Por Daiane Souza
Marcado por um cenário de conflitos e
protestos pelo fim da escravidão, o século XIX no Brasil foi o único do
período colonial a ter um censo completo da população de escravizados.
Os dados deste censo foram disponibilizados pelo Núcleo de Pesquisa em História Econômica e Demográfica da Universidade Federal de Minas Gerais (NPHED/UFMG) e pela Fundação de Amparo a Pesquisa do Estado (Fapemig).
O recenseamento é considerado bastante
completo por trazer o único registro oficial da população escrava
nacional, os imigrantes separados por nacionalidade e fazer, ainda, um
inventário inédito das etnias indígenas. De acordo com o levantamento,
58% dos residentes no país se declaravam pardos ou pretos, contra 38%
que se diziam brancos. Os estrangeiros somavam 3,8%, entre portugueses,
alemães, africanos livres e franceses. Os indígenas perfaziam 4% do
total dos habitantes.
Além da contagem da população, os
documentos apresentam informações específicas sobre pessoas com
deficiência, acesso à educação e profissões exercidas, entre outras. Por
exemplo, a profissão de lavrador era a que tinha o maior número de
trabalhadores na época, seguida por serviços domésticos. Entre as
profissões liberais, a de artista tinha maior representatividade,
inclusive entre a população escrava.
Censo de 1872 – De
acordo com o demógrafo Mario Rodart, coordenador do Núcleo de Pesquisa
Histórica Econômica e Demográfica da UFMG, um dos responsáveis pela
digitalização do Censo, àquela época o país já pensava estratégias para
acabar com a escravidão e passava por um processo racista de
branqueamento da população. “O foco das políticas públicas era todo
nesse sentido. Era necessário mapear quem estava vindo da Europa”,
disse.
O coordenador conta que a realização de
um ambicioso levantamento populacional num país de dimensões
continentais e dificuldades de transporte foi uma grande empreitada
daquele século. “Questionários foram enviados para 1.440 paróquias de
todo o país. Em cada uma delas foi criada uma comissão censitária,
responsável por levar uma cópia do questionário a cada casa”, explicou
Rodart.
As informações diziam respeito a sexo,
raça, estado civil, religião, alfabetização, condição (escravo ou
livre), nacionalidade e profissão. O questionário era preenchido por
cada chefe de família e devolvido à comissão competente. Quem não o
respondesse era penalizado com multa. Os resultados eram encaminhados
para a capital onde eram contabilizados manualmente para compor o censo
nacional.
São essas as informações hoje
disponíveis por meio da internet. A digitalização e correção dos dados
(erros de soma e agregação) começaram há 30 anos no Centro de
Desenvolvimento e Planejamento Regional (Cedeplar/UFMG) e só agora foram
concluídos. A partir de um programa é possível utilizar o censo de 1872
na forma de base de dados, acessando tabelas configuradas na época e a
combinação de elementos de acordo com o objetivo da busca. Para acessar clique aqui.
Racismo – Em resultados
detalhados, o Censo de 1872 aponta o total da população de estrangeiros
no Brasil: 382.132. Separa os brancos por origem. São 125.876
portugueses, 40.056 alemães e 8.222 italianos, entre outras
nacionalidades. Os negros eram considerados todos do mesmo grupo:
africanos. Segundo o documento eram 176.057 africanos vivendo no país,
porém, divididos apenas entre escravos (138.358) e alforriados (37.699).

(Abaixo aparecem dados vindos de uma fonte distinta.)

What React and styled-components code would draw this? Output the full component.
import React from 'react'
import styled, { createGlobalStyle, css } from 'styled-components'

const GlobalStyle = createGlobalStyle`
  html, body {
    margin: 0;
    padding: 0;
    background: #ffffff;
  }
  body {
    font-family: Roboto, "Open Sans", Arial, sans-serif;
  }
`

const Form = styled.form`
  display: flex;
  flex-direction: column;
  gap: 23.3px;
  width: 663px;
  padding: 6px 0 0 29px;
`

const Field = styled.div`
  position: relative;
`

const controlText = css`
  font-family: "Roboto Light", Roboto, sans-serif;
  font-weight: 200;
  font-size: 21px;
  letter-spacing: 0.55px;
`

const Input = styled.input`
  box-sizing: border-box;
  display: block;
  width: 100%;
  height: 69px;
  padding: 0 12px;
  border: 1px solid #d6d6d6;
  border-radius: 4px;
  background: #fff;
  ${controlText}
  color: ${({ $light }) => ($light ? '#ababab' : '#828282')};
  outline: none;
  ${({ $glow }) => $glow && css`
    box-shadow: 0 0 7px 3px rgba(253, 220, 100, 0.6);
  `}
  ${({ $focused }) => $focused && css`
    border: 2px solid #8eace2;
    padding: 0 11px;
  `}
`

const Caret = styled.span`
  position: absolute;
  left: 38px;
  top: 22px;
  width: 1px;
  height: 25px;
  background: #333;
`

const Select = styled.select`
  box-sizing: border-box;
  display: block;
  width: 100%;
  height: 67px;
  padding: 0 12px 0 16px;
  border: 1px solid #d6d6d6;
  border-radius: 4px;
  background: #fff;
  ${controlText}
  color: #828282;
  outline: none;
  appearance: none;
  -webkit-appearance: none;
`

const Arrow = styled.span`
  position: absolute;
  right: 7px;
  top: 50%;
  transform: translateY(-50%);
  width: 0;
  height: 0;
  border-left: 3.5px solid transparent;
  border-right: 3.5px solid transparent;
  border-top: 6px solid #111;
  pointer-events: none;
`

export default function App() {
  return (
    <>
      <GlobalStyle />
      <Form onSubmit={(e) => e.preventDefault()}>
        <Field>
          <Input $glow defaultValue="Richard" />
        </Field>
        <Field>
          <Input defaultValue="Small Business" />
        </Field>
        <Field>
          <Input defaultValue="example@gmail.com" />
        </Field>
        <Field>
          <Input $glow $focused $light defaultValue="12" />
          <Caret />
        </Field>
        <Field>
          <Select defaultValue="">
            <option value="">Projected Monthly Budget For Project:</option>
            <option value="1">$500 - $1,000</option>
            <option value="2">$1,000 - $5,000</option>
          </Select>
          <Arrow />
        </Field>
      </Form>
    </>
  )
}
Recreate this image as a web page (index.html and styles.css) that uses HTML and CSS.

A partir das informações é notável
ainda, o início da política de “embranquecimento” do povo, com a chegada
dos primeiros grupos de imigrantes europeus. “A solução para o que era
visto como um problema (a população negra e indígena) era o projeto de
embranquecimento”, afirma José Luis Petruccelli, pesquisador do
Instituto Brasileiro de Geografia e Estatística (IBGE). “Em 350 anos de
tráfico negreiro, entraram no país cerca de 4 milhões de africanos.
Entre 1870 e 1930 vieram morar aqui praticamente 4 milhões de imigrantes
europeus”, compara.
Abolicionismo – Quando o
Censo foi feito, acabava de entrar em vigor no Brasil a Lei do Ventre
Livre (28 de setembro de 1871) que tornava livres as crianças nascidas
de mulheres escravas. Consequência de pressões nacional e internacional,
ela foi sancionada em um momento em que o Brasil ainda registrava um
significativo número de escravizados.
Os motivos que levaram o Governo
Imperial a se empenhar em registrar os dados censitários da população da
época são, até hoje, motivo de debate entre especialistas. Em 1885 foi
promulgada a Lei dos Sexagenários, tornando libertos os escravos com
mais de 60 anos. A Abolição da Escravatura ocorreu somente em 1888.O
Brasil foi o último país a decretar a abolição.